▸ DATA SHOWN:
"""
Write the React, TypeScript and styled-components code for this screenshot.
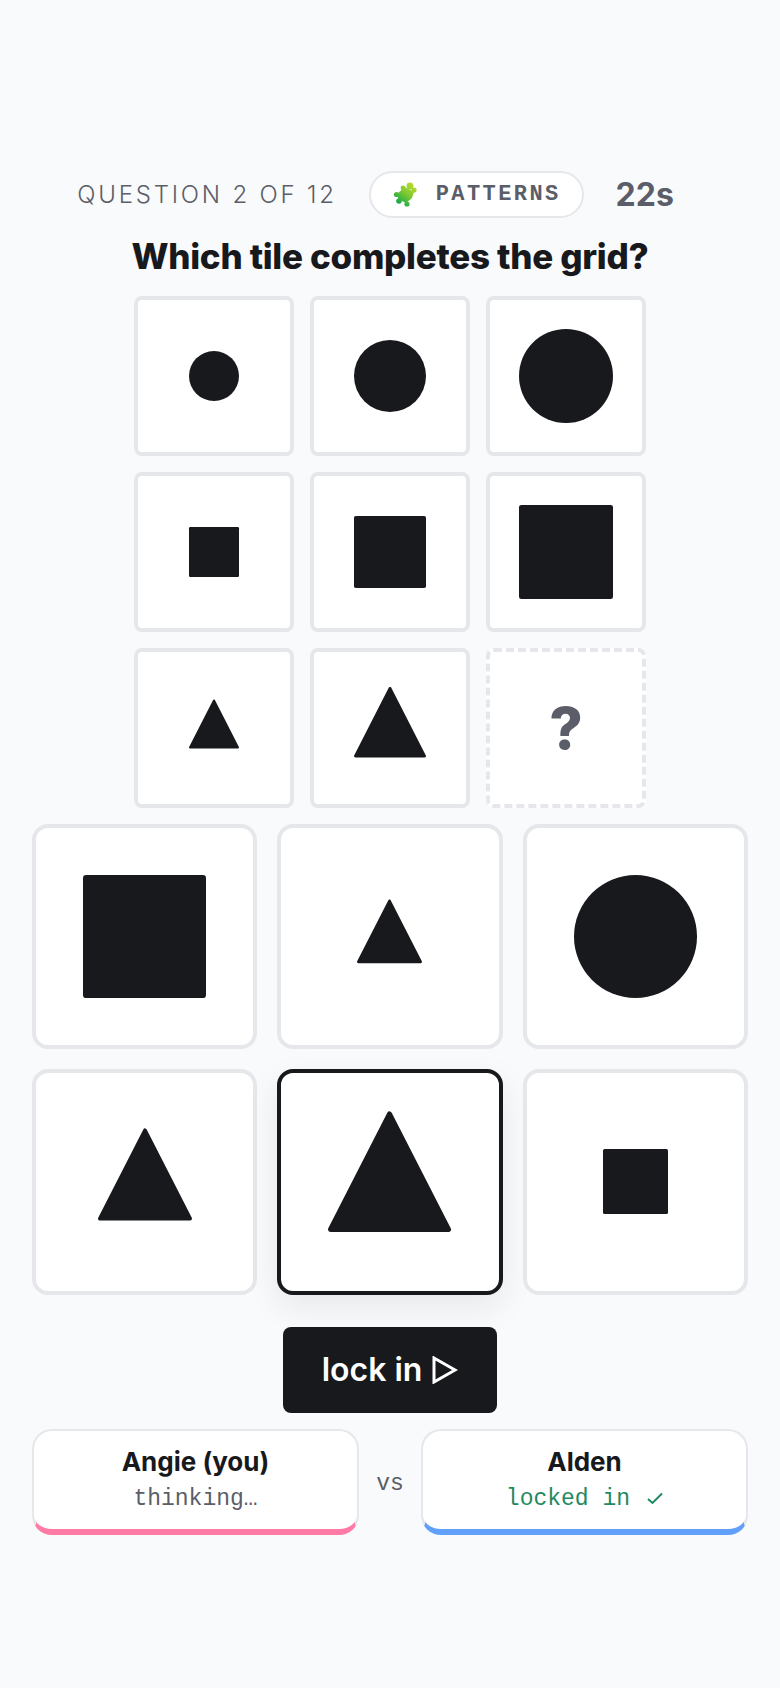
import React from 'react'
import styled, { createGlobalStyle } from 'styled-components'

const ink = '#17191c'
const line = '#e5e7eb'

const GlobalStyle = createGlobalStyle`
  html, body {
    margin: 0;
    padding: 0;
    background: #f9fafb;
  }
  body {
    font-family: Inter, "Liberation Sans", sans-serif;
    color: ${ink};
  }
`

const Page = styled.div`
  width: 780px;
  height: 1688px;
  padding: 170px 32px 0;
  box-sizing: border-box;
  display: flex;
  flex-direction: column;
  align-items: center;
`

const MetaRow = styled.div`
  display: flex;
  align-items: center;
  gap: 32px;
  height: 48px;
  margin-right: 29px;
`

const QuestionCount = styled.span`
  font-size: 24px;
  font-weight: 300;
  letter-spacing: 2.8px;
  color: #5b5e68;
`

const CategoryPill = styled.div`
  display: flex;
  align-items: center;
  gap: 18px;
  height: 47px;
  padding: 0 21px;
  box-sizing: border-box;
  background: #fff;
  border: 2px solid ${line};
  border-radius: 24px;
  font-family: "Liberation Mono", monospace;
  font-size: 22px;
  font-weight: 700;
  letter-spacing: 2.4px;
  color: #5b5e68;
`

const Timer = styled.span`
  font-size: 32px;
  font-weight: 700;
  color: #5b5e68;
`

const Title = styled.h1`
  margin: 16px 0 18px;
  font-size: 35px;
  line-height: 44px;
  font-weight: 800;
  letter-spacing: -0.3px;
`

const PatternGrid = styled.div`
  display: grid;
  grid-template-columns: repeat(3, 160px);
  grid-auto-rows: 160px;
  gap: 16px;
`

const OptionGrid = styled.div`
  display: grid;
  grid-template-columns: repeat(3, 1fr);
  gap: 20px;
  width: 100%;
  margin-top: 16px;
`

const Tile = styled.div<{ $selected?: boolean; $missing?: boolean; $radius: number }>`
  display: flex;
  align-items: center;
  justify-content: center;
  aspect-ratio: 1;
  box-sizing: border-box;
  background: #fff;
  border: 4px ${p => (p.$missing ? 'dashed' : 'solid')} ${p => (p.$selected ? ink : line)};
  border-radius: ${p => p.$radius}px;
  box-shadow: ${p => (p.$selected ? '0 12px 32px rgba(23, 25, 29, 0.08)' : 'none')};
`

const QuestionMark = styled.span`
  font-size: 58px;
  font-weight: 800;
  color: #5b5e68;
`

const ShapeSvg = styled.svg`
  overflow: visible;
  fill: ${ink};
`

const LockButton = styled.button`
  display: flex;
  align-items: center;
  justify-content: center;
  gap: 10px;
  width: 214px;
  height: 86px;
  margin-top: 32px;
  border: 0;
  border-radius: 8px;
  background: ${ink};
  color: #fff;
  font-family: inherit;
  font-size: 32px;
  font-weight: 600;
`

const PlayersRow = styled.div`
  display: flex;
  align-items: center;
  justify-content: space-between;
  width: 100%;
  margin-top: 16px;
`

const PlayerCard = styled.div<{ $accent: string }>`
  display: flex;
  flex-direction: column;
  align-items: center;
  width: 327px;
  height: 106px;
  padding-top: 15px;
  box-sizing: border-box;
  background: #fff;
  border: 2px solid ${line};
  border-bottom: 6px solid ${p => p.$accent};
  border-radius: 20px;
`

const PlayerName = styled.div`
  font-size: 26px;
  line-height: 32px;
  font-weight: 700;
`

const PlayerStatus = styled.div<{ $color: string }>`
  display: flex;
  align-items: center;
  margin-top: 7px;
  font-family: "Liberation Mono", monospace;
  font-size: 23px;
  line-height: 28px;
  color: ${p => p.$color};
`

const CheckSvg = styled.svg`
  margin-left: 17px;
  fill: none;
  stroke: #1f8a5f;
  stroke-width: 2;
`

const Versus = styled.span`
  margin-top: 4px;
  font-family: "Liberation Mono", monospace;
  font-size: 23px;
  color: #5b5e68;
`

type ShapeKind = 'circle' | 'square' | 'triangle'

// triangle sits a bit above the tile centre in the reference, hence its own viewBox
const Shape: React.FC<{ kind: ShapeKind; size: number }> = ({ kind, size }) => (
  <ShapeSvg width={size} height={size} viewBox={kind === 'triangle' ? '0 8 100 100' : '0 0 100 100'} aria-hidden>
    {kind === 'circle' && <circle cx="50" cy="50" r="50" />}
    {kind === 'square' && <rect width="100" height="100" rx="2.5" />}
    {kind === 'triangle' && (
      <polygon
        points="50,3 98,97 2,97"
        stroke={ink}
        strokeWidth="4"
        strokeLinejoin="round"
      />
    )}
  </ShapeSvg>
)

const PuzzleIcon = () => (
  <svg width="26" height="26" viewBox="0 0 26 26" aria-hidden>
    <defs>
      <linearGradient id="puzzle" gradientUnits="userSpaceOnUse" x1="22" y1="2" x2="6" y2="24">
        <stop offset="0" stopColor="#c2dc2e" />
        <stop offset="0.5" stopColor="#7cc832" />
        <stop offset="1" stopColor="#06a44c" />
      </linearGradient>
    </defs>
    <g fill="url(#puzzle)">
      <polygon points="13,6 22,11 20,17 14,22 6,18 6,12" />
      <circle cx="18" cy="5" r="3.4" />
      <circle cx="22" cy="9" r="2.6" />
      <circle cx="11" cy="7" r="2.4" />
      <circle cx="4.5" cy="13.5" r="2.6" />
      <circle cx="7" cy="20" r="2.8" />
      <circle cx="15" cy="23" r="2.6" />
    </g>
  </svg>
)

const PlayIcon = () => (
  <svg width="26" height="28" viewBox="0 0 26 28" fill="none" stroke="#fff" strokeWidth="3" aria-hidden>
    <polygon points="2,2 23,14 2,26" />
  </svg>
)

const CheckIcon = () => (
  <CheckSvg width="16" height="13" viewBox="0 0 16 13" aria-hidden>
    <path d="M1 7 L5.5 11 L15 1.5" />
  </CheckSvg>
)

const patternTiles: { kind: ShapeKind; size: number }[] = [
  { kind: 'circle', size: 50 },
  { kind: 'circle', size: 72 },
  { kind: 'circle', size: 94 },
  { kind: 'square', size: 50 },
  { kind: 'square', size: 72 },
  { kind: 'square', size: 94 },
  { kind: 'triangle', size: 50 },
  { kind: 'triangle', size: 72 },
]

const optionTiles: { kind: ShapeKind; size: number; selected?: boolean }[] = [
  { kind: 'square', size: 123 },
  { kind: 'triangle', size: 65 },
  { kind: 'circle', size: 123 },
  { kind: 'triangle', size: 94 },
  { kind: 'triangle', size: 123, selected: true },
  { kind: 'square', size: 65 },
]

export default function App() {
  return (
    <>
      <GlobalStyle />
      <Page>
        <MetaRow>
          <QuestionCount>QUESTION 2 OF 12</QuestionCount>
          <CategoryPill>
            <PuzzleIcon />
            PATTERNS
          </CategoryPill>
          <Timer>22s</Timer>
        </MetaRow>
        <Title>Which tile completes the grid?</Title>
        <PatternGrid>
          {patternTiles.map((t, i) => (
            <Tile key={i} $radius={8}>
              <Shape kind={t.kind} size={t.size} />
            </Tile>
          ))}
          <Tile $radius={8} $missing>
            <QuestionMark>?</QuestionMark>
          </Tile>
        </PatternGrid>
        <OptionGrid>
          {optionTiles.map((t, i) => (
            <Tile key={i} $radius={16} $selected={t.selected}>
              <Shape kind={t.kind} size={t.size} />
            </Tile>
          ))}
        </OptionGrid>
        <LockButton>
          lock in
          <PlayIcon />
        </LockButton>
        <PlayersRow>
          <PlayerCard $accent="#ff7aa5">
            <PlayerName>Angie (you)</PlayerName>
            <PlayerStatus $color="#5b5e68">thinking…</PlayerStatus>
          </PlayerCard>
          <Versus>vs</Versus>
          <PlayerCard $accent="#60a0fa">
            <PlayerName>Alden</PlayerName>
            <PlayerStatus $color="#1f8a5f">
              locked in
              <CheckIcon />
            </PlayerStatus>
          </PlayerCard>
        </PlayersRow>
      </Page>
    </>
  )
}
"""
▸ EXERCISE BRIEF: From the first line of the listing above, repeat every line through the one holding "const line = '#e5e7eb'". Both ends count, and pictures stay out.

▸ RESPONSE TO THIS TASK:
Write the React, TypeScript and styled-components code for this screenshot.
import React from 'react'
import styled, { createGlobalStyle } from 'styled-components'

const ink = '#17191c'
const line = '#e5e7eb'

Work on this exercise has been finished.